That range is why the same bag style can support several SKUs across one line. It works as a display tool, a storage tool, and a simple branded surface without much added complexity.

“The best packaging in fitness usually does three things at once: protects the product, makes the contents easy to identify, and keeps the unit economics under control.”

Product details that matter for gym and wellness use

Clear zipper bags are not interchangeable. Closure style, film thickness, bag profile, and a few usability details can change how well the package performs. A one-way press-to-close zipper may be enough for sample distribution. If the bag will be opened repeatedly, a stronger reclosable zipper usually makes more sense.

Two common constructions matter most. Flat bags are simple and efficient for thin contents. Gusseted bags add depth, which gives bulkier products more usable space and helps the package sit more naturally when filled. If the bag will hang from a peg hook or retail fixture, a hang hole is useful. If it is part of a short-run promo kit, a tear notch improves opening and saves time at the point of use.

Buyers also ask for finishing details that make the package feel more deliberate:

  • custom print for logos or product names
  • frosted accents to create contrast on clear film
  • label panels for SKU, ingredient, or batch details
  • writable surfaces for dates, lot codes, or kit notes
  • tear notches for faster opening in retail and gym settings

These details matter because fitness packaging is often handled quickly, by more than one person, in less-than-ideal conditions. If the opening point is awkward or the closure feels weak, the package gets noticed for the wrong reason.

Clear packaging also helps when several items need to stay visible inside one kit. A resistance band, a small towel, and a branded insert can all be checked at a glance, which helps both replenishment and quality control.

For warehouses and retail teams, fewer unknowns usually means fewer mistakes, less rework, and better labor control.

Specifications buyers should confirm before ordering

This is where many orders drift. “Clear zipper bags” is not a complete specification. A dependable Clear Zipper Bags Wholesale Supplier for fitness should ask for material, thickness, dimensions, closure style, and intended use before giving a meaningful quote.

Material choice is the first step. LDPE is common because it offers clarity and flexibility. PE blends and recyclable structures may also be available depending on the supplier and application. The right choice depends on whether the bag is meant for short-term samples, repeated opening, or a more presentational retail use.

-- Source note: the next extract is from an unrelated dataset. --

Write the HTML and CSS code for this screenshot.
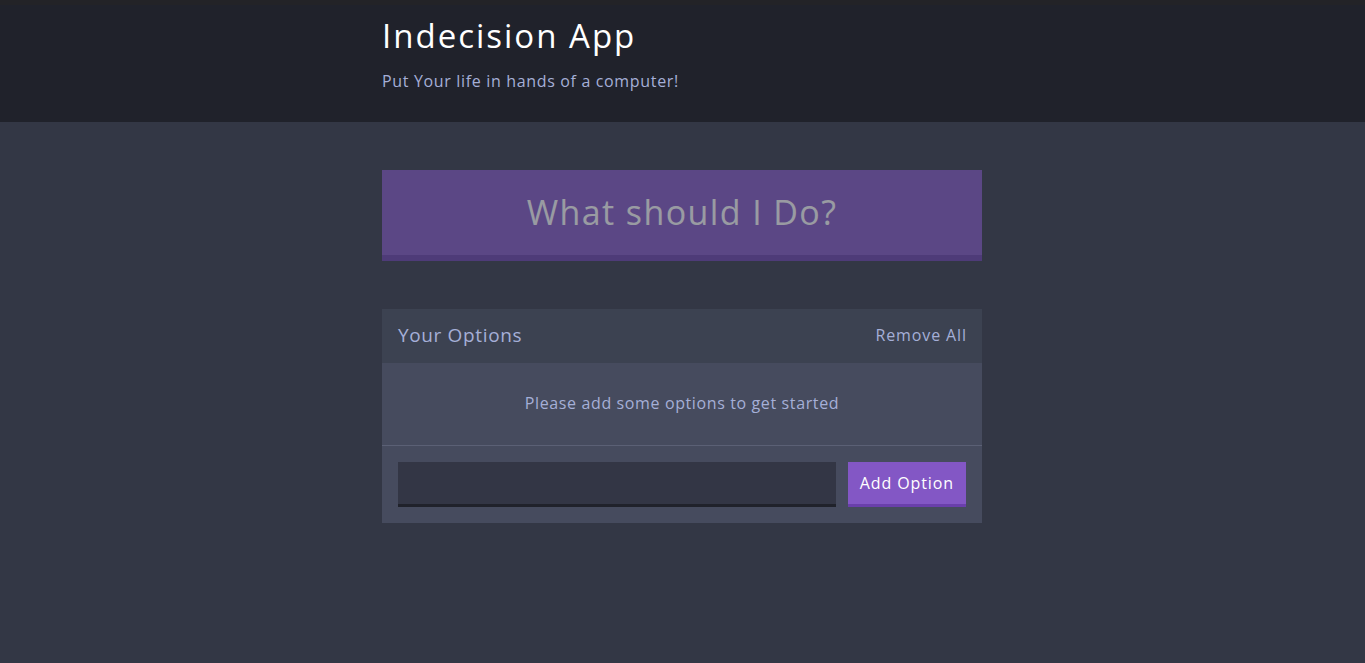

Thickness matters just as much. It is often described in mils, and that number should not be treated as a minor detail. A lightweight sample pouch may work at 2–3 mils. For a bulkier accessory kit or a bag that will be opened and closed repeatedly, 4–6 mils is often more appropriate.

Dimensions should be chosen based on usable capacity, not only the printed size on a quote sheet. A 4 x 6 inch bag may sound adequate, but actual fill performance depends on zipper placement, gusset depth, and the shape of the contents. A flat pouch and a gusseted pouch with the same nominal dimensions will not perform the same way.

Common specification checkpoints

  • Material: LDPE, PE blend, or recyclable option
  • Thickness: often 2–6 mil depending on use
  • Closure: one-way zipper, double-zip, or press-to-close style
  • Profile: flat or gusseted
  • Extras: hang hole, tear notch, writable panel, print area

Performance testing should not be skipped. Ask how the zipper behaves after repeated openings, whether the film resists puncture during packing, and how well the closure performs if the contents include powders, small parts, or anything that should stay dry. If the package will hold food-contact or food-adjacent product, request compliance documents and test details that match the intended use.

Shipping performance may matter too. If the packaging must survive cross-country transit or warehouse stacking, ask whether the supplier can reference shipping tests or internal quality standards. Guidance from ISTA is useful when transit resilience is part of the requirement, and EPA recycling guidance can help internal teams evaluate material choices more carefully.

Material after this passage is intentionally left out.